* _Supplied material_

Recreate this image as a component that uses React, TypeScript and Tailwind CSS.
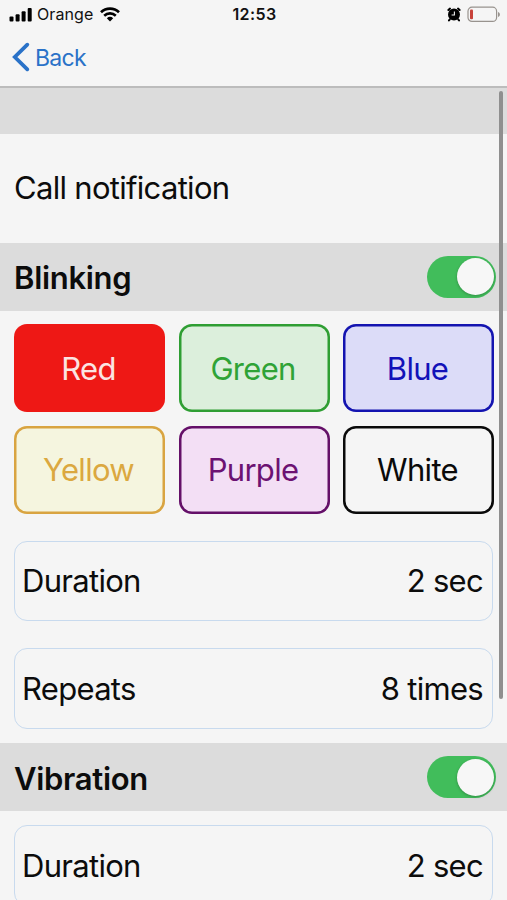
---
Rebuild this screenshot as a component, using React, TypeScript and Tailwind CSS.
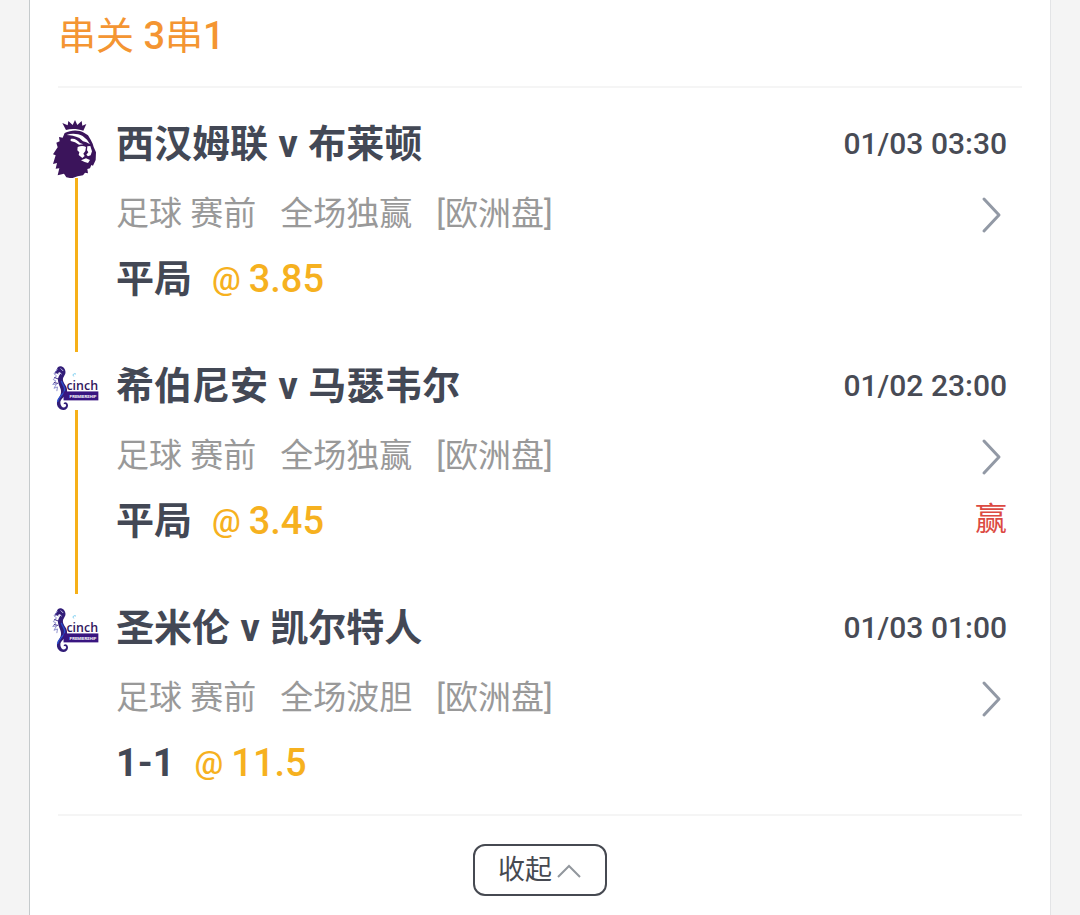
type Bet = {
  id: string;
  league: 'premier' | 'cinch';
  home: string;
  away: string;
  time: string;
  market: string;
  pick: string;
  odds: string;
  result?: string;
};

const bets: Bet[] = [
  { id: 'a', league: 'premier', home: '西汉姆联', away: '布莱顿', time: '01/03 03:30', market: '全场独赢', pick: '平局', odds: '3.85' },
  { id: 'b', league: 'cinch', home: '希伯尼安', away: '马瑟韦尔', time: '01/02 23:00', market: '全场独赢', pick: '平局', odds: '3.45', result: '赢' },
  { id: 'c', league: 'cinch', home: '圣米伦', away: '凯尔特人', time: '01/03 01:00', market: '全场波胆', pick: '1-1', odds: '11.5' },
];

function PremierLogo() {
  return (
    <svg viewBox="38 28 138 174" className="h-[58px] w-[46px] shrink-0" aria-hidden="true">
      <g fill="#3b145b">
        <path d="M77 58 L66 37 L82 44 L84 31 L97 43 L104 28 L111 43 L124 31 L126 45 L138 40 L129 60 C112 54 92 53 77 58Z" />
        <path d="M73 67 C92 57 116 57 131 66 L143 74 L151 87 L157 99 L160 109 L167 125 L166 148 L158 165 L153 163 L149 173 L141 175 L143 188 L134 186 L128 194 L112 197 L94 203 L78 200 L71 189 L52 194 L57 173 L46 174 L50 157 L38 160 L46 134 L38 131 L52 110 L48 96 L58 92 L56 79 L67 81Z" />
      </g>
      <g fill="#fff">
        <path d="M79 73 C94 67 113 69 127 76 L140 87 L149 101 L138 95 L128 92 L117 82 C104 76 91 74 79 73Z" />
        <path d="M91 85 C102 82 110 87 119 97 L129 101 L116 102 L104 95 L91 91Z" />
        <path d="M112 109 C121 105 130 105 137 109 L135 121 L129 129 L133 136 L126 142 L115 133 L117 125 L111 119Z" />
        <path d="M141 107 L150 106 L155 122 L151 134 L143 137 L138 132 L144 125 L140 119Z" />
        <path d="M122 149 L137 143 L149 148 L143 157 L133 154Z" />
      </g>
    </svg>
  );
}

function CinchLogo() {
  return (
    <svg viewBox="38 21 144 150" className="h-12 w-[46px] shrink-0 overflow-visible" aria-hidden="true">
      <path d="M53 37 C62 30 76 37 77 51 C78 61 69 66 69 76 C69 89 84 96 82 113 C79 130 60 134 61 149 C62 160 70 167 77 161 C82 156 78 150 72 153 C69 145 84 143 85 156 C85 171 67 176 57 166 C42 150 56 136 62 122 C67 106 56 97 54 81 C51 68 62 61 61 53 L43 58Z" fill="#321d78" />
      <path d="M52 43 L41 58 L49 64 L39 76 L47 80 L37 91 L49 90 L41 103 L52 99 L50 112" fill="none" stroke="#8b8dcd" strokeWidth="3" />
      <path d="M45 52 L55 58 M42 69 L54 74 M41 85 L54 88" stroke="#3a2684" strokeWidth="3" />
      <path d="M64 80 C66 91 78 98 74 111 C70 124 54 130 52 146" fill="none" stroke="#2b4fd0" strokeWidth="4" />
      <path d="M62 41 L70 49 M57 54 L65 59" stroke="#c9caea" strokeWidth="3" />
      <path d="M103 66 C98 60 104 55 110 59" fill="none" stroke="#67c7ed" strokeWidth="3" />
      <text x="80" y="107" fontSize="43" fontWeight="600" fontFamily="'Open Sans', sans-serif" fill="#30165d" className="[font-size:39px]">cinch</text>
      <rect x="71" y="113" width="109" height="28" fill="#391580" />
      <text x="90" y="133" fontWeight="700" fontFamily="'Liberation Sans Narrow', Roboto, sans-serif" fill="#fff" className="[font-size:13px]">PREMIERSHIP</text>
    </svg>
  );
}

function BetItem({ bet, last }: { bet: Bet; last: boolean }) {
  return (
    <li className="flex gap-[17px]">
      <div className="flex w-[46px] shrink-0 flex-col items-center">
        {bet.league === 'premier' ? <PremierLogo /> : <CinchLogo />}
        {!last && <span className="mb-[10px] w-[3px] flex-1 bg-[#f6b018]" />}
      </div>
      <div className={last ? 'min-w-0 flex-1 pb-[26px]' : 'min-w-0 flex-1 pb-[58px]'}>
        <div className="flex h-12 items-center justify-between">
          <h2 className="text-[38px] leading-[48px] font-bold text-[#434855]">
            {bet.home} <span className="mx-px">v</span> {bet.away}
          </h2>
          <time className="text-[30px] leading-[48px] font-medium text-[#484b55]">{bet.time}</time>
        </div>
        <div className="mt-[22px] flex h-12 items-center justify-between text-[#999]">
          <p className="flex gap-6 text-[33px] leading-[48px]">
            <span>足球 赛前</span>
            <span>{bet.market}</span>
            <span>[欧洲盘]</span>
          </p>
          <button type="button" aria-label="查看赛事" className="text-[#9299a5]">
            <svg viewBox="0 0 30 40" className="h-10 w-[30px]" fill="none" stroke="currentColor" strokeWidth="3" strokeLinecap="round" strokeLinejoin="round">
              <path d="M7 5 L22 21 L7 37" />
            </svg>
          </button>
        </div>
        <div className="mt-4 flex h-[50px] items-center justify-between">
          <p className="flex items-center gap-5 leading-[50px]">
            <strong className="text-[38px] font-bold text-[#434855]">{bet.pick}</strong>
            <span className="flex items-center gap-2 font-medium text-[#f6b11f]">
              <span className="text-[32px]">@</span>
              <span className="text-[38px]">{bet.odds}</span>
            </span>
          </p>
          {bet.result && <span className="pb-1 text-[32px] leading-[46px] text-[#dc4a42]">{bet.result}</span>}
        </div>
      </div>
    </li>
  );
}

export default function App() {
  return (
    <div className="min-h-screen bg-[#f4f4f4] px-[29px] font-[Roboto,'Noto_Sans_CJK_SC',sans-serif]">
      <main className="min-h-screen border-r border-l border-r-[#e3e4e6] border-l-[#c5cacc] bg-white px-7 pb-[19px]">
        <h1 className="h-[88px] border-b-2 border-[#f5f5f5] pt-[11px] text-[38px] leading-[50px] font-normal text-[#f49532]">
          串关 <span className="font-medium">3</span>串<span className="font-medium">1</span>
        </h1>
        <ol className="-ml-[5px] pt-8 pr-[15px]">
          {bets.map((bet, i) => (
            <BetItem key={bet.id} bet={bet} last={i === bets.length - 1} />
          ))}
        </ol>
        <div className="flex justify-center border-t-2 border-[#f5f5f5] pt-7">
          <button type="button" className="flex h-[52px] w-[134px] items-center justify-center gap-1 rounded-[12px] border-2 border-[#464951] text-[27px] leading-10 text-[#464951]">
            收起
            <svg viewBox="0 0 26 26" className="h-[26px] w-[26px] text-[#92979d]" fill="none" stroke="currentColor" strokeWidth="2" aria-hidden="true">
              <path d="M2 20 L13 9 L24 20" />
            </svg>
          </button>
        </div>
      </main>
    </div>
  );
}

* _Exercise instructions_
Reply with the number of lines in the data that include the string "TypeScript" and nothing else.

* _Completed task_
2